Seseorang juga bisa disebut berlebihan dalam beragama ketika ia sengaja merendahkan agama orang lain, gemar menghina figur atau simbol kesucian agama tertentu. Dalam kasus seperti ini ia sudah terjebak dalam ekstremitas yang tidak sesuai dengan prinsip- prinsip moderasi beragama.

Buku yang ditulis Prof. Tobroni dengan tajuk Pendidikan Agama Multikultural ini sangat aktual dalam merespon kehidupan keagamaan yang kerap diwarnai ketegangan, konflik, ujaran kebencian, intoleransi, dan bahkan tindak kekerasan. Buku ini cukup komprehensif karena diawali dari pembahasan etika religius yang merupakan persoalan yang mendasar sebagai landasan moral etis kehidupan beragama.

Buku ini hadir berangkat dari keprihatinan yang mendalam terhadap fenomena tren keberagamaan yang melahirkan energi negatif. Agama memang baik di tangan orang baik, tetapi akan menjadi alat kejahatan di tangan orang jahat. Melalui pendidikan multikultural yang mengedepankan etika sosial, diharapkan agama akan melahirkan kekuatan peradaban. Namun, misi normatif agama sebagai rahmat akan gagal jika beragama hanya berdasarkan sentimen dan kebencian.

Mengingat keberagaman yang paling berpotensi memicu konflik, maka pembentukan nilai-nilai karakter seperti toleransi, peduli sosial, cinta damai, dan semangat kebangsaan adalah hal yang perlu ditanamkan sejak dini untuk membangun karakter generasi bangsa melalui pendidikan multikultural. Pendidikan multikultural adalah pendidikan yang menghargai berbagai perbedaan yang memberikan kesempatan serta perlakuan yang adil terhadap setiap individu tanpa adanya diskriminasi.

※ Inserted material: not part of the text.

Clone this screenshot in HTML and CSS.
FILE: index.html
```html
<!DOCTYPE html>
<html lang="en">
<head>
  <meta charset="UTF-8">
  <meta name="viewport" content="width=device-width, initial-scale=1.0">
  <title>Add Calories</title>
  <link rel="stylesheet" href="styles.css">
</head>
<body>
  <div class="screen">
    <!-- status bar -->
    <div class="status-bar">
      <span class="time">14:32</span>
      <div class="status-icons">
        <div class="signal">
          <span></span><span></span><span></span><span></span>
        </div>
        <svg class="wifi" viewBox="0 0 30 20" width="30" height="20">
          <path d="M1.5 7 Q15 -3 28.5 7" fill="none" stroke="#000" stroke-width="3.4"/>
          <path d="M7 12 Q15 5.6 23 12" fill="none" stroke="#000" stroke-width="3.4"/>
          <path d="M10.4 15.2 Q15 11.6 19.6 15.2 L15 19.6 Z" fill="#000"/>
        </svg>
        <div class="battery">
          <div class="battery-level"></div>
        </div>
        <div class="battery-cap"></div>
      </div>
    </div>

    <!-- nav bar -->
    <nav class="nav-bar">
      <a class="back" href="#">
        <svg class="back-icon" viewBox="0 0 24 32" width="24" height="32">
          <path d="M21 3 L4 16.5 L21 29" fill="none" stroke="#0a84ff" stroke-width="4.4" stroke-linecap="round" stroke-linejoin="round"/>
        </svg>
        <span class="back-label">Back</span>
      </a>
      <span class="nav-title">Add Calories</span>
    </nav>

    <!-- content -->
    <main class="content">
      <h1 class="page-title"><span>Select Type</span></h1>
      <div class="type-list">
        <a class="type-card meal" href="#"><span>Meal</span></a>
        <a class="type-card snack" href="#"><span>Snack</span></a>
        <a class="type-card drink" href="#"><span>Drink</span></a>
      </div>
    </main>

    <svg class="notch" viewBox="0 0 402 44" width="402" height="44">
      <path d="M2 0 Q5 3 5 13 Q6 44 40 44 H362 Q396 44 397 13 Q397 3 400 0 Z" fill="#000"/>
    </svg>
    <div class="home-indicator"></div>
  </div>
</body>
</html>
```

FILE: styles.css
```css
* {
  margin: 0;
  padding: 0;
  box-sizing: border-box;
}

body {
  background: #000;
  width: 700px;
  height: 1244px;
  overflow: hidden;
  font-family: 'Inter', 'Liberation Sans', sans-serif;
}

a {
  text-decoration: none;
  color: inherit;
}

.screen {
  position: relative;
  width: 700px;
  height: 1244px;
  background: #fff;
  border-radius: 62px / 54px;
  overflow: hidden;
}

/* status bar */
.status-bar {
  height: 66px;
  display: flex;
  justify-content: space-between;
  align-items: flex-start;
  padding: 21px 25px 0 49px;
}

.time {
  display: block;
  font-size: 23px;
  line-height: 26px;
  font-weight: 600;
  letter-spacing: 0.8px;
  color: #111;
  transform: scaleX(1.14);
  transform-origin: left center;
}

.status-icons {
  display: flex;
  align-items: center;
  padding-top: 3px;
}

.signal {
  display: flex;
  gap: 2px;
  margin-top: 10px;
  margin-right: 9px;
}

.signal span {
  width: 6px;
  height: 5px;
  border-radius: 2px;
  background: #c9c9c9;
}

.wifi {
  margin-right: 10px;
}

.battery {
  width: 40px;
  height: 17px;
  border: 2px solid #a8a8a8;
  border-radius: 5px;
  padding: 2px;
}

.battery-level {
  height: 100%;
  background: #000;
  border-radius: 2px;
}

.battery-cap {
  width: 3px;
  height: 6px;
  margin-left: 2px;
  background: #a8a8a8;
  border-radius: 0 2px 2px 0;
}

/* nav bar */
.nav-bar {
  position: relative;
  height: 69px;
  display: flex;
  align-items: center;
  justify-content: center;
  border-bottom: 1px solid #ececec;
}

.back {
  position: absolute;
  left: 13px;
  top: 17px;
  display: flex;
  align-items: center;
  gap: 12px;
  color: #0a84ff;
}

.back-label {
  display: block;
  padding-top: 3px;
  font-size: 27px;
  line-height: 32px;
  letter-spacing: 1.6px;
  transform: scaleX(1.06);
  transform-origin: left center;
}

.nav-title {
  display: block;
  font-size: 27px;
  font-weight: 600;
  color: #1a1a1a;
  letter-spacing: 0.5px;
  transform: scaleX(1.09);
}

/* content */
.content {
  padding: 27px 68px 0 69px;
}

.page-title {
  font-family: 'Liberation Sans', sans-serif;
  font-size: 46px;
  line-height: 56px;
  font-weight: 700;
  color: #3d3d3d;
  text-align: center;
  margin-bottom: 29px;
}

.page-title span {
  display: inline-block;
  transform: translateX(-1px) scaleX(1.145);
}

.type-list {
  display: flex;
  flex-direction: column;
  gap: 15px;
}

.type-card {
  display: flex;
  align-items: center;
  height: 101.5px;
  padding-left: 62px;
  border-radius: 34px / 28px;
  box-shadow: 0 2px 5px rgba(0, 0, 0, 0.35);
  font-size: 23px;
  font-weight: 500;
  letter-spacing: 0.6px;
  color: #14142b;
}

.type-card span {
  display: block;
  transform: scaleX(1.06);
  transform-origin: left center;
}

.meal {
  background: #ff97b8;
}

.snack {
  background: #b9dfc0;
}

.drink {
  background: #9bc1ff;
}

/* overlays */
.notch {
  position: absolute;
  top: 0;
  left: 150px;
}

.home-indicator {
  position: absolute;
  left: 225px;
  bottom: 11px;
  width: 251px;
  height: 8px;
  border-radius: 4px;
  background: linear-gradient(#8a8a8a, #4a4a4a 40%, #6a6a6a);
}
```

Karya Guru Besar Fakultas Agama Islam UMM ini berhasil menyuguhkan data empiris tentang berbagai persoalan kehidupan beragama, akar-akar dan problema konflik dan kekerasan antarumat beragama serta solusinya. Buku dengan subtitel “Dari Etika Religius, Kajian Empiris hingga Praksis lmplementatif Toleransi Beragama” ini juga memuat praksis pendidikan toleransi di lingkungan sekolah yang dapat memperkaya wawasan atau alternatif pendidikan multikultural dalam rangka toleransi beragama.

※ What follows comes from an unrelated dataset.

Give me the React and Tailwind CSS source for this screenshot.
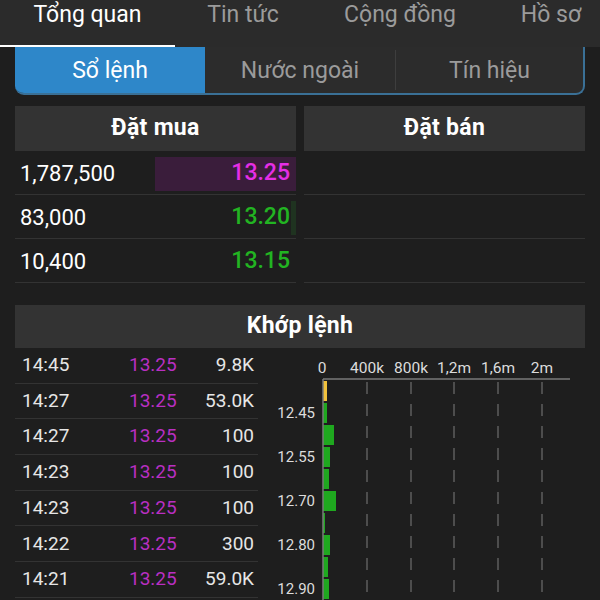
import React from "react";

const navTabs = [
  { label: "Tổng quan", w: "w-[175px]", active: true },
  { label: "Tin tức", w: "w-[136px]" },
  { label: "Cộng đồng", w: "w-[178px]" },
  { label: "Hồ sơ", w: "w-[124px]" },
];

const trades = [
  ["14:45", "13.25", "9.8K"],
  ["14:27", "13.25", "53.0K"],
  ["14:27", "13.25", "100"],
  ["14:23", "13.25", "100"],
  ["14:23", "13.25", "100"],
  ["14:22", "13.25", "300"],
  ["14:21", "13.25", "59.0K"],
];

function Chart() {
  const ticks = [
    ["0", 64],
    ["400k", 109],
    ["800k", 153],
    ["1,2m", 196],
    ["1,6m", 240],
    ["2m", 284],
  ];
  const widths = [4, 4, 11, 7, 6, 13, 2, 7, 5, 6];
  const labels = { 1: "12.45", 3: "12.55", 5: "12.70", 7: "12.80", 9: "12.90" };
  return (
    <svg width="342" height="253" viewBox="0 0 342 253" className="block">
      {ticks.map(([t, x]) => (
        <text key={t} x={x} y={25} textAnchor="middle" fontSize="15.5" fill="#dcdcdc" fontFamily="Roboto, sans-serif">
          {t}
        </text>
      ))}
      <line x1="65" y1="31" x2="312" y2="31" stroke="#7a7a7a" strokeWidth="1.5" />
      {ticks.slice(1).map(([t, x]) => (
        <line key={t} x1={x} y1="34" x2={x} y2="253" stroke="#5e5e5e" strokeWidth="1.5" strokeDasharray="12 10" />
      ))}
      {widths.map((w, i) => (
        <rect
          key={i}
          x="65"
          y={33 + i * 22}
          width={w}
          height="20"
          fill={i === 0 ? "#f2c23c" : "#1fa81f"}
        />
      ))}
      <line x1="65" y1="31" x2="65" y2="253" stroke="#7a7a7a" strokeWidth="1.5" />
      {Object.entries(labels).map(([i, t]) => (
        <text
          key={t}
          x="57"
          y={33 + Number(i) * 22 + 15}
          textAnchor="end"
          fontSize="15"
          fill="#dcdcdc"
          fontFamily="Roboto, sans-serif"
        >
          {t}
        </text>
      ))}
    </svg>
  );
}

export default function App() {
  return (
    <div className="w-[600px] h-[600px] overflow-hidden bg-[#1e1e1e] font-['Roboto',sans-serif] text-white">
      {/* top nav */}
      <div className="h-[47px] bg-[#2b2b2b] flex overflow-hidden">
        {navTabs.map((t) => (
          <div key={t.label} className={`${t.w} shrink-0 h-[47px] flex flex-col`}>
            <div
              className={`h-[45px] text-center text-[23px] leading-[29px] ${
                t.active ? "text-white" : "text-[#9b9b9b]"
              }`}
            >
              {t.label}
            </div>
            <div className={`h-[2px] ${t.active ? "bg-white" : ""}`} />
          </div>
        ))}
      </div>

      {/* segmented control */}
      <div className="mx-[15px] h-[48px] flex rounded-b-[9px] overflow-hidden bg-[#2c2c2c] border-r-2 border-b-2 border-[#3a7096]">
        <div className="w-[190px] bg-[#2e87c9] flex items-center justify-center pt-[3px] text-[23px] text-white">
          Sổ lệnh
        </div>
        <div className="w-[190px] flex items-center justify-center pt-[3px] text-[23px] text-[#9b9b9b]">
          Nước ngoài
        </div>
        <div className="w-[1px] my-[3px] bg-[#3e3e3e]" />
        <div className="flex-1 flex items-center justify-center pt-[3px] text-[23px] text-[#9b9b9b]">
          Tín hiệu
        </div>
      </div>

      {/* order book */}
      <div className="mx-[15px] mt-[11px] grid grid-cols-2 gap-x-[8px]">
        <div>
          <div className="h-[45px] bg-[#333333] flex items-center justify-center text-[23px] font-bold tracking-[0.3px]">
            Đặt mua
          </div>
          <div className="h-[44px] border-b border-[#333333] flex items-center justify-between pt-[2px]">
            <span className="pl-[5px] text-[22px]">1,787,500</span>
            <div className="w-[141px] h-[34px] bg-[#3a1d3b] flex items-center justify-end pr-[6px] text-[23px] font-medium text-[#e62ee6]">
              13.25
            </div>
          </div>
          <div className="h-[44px] border-b border-[#333333] flex items-center justify-between pt-[2px]">
            <span className="pl-[5px] text-[22px]">83,000</span>
            <div className="h-[34px] flex items-center">
              <span className="text-[23px] font-medium text-[#22b422] pr-[1px]">13.20</span>
              <div className="w-[5px] h-[34px] bg-[#1f3320]" />
            </div>
          </div>
          <div className="h-[44px] border-b border-[#333333] flex items-center justify-between pt-[2px]">
            <span className="pl-[5px] text-[22px]">10,400</span>
            <span className="pr-[6px] text-[23px] font-medium text-[#22b422]">13.15</span>
          </div>
        </div>
        <div>
          <div className="h-[45px] bg-[#333333] flex items-center justify-center text-[23px] font-bold tracking-[0.3px]">
            Đặt bán
          </div>
          <div className="h-[44px] border-b border-[#333333]" />
          <div className="h-[44px] border-b border-[#333333]" />
          <div className="h-[44px] border-b border-[#333333]" />
        </div>
      </div>

      {/* matched orders */}
      <div className="mx-[15px] mt-[22px] h-[43px] bg-[#333333] flex items-center justify-center text-[23px] font-bold tracking-[0.3px]">
        Khớp lệnh
      </div>
      <div className="flex">
        <div className="ml-[15px] w-[243px]">
          {trades.map(([time, price, vol], i) => (
            <div key={i} className="h-[35.7px] border-b border-[#333333] flex items-center text-[19px]">
              <span className="pl-[7px] w-[114px] text-[#e6e6e6]">{time}</span>
              <span className="w-[60px] text-[#b92fc2]">{price}</span>
              <span className="flex-1 text-right pr-[4px] text-[#e6e6e6]">{vol}</span>
            </div>
          ))}
        </div>
        <Chart />
      </div>
    </div>
  );
}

Dalam konteks pendidikan keagamaan di Indonesia, Tobroni menyorti dua hal; pertama kualitas lembaga pendidikan keagamaan yang meliputi madrasah, pesantren dan perguruan tinggi keagamaan. Lembaga pendidikan tersebut senyatanya menjadi pusat keunggulan (center for excellence) yang mampu mengembangkan ilmu pengetahuan dan teknologi, kebudayaan, dan seni yang bernuansa religius dan keindonesiaan. Kedua, pendidikan agama di sekolah. Dalam rangka membangun harmoni kehidupan beragama, pendidikan sekolah diharapkan dapat mencetak lulusan yang moderat dalam memahami dan mempraktikkan doktrin agama.

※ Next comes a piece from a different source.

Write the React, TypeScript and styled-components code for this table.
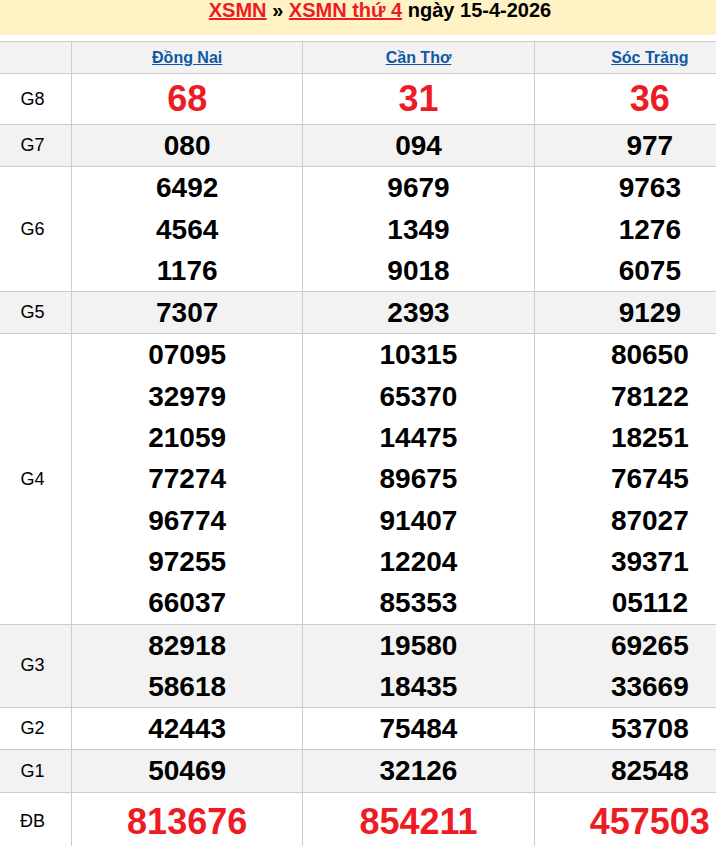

Pada bagian pengantar, Menteri Agama Republik Indonesia, Yaqut Cholil Qoumas mengungkap, moderasi beragama adalah cara beragama yang berkeadaban, efektif dan bertanggungjawab. Menurutnya, moderasi beragama merupakan bagian dari nilai-nilai adiluhung bangsa yang harus terus diwariskan kepada segenap warga bangsa yang ber-Bhineka Tunggal Ika berdasarkan pada Pancasila dan Undang-Undang Dasar 1945 dalam wadah Negara Kesatuan Republik Indonesia (hal. v-vi)

Mengutip pengantar lainnya dari Prof. Dr. FX Eko Armada Riyanto, buku ini bagaikan embun yang dirindukan tatkala hidup kebersamaan kita sedang berada di padang gurun kering. Menurut Pengajar Filsafat dan Ketua STFT Widya Sasana Malang tersebut, persaudaraan antarumat beragama yang berbeda harus kita perjuangkan bersama. Dalam buku ini, Tobroni mengurai berbagai tema persaudaraan dalam alur berpikir edukatif yang runtut, kaya, sekaligus kompak (hal. ix).

Walhasil, buku ini layak sebagai referensi dalam implementasi kebijakan pembangunan bidang keagamaan untuk jangka menengah maupun jangka Panjang, serta sangat relevan untuk dijadikan bacaan di lingkungan Kementerian Agama, para guru atau dosen agama, penyuluh agama serta para kyai, ulama, rohaniawan, cerdik cendekia serta siapa saja yang menaruh minat tentang kehidupan keagamaan di Indonesia.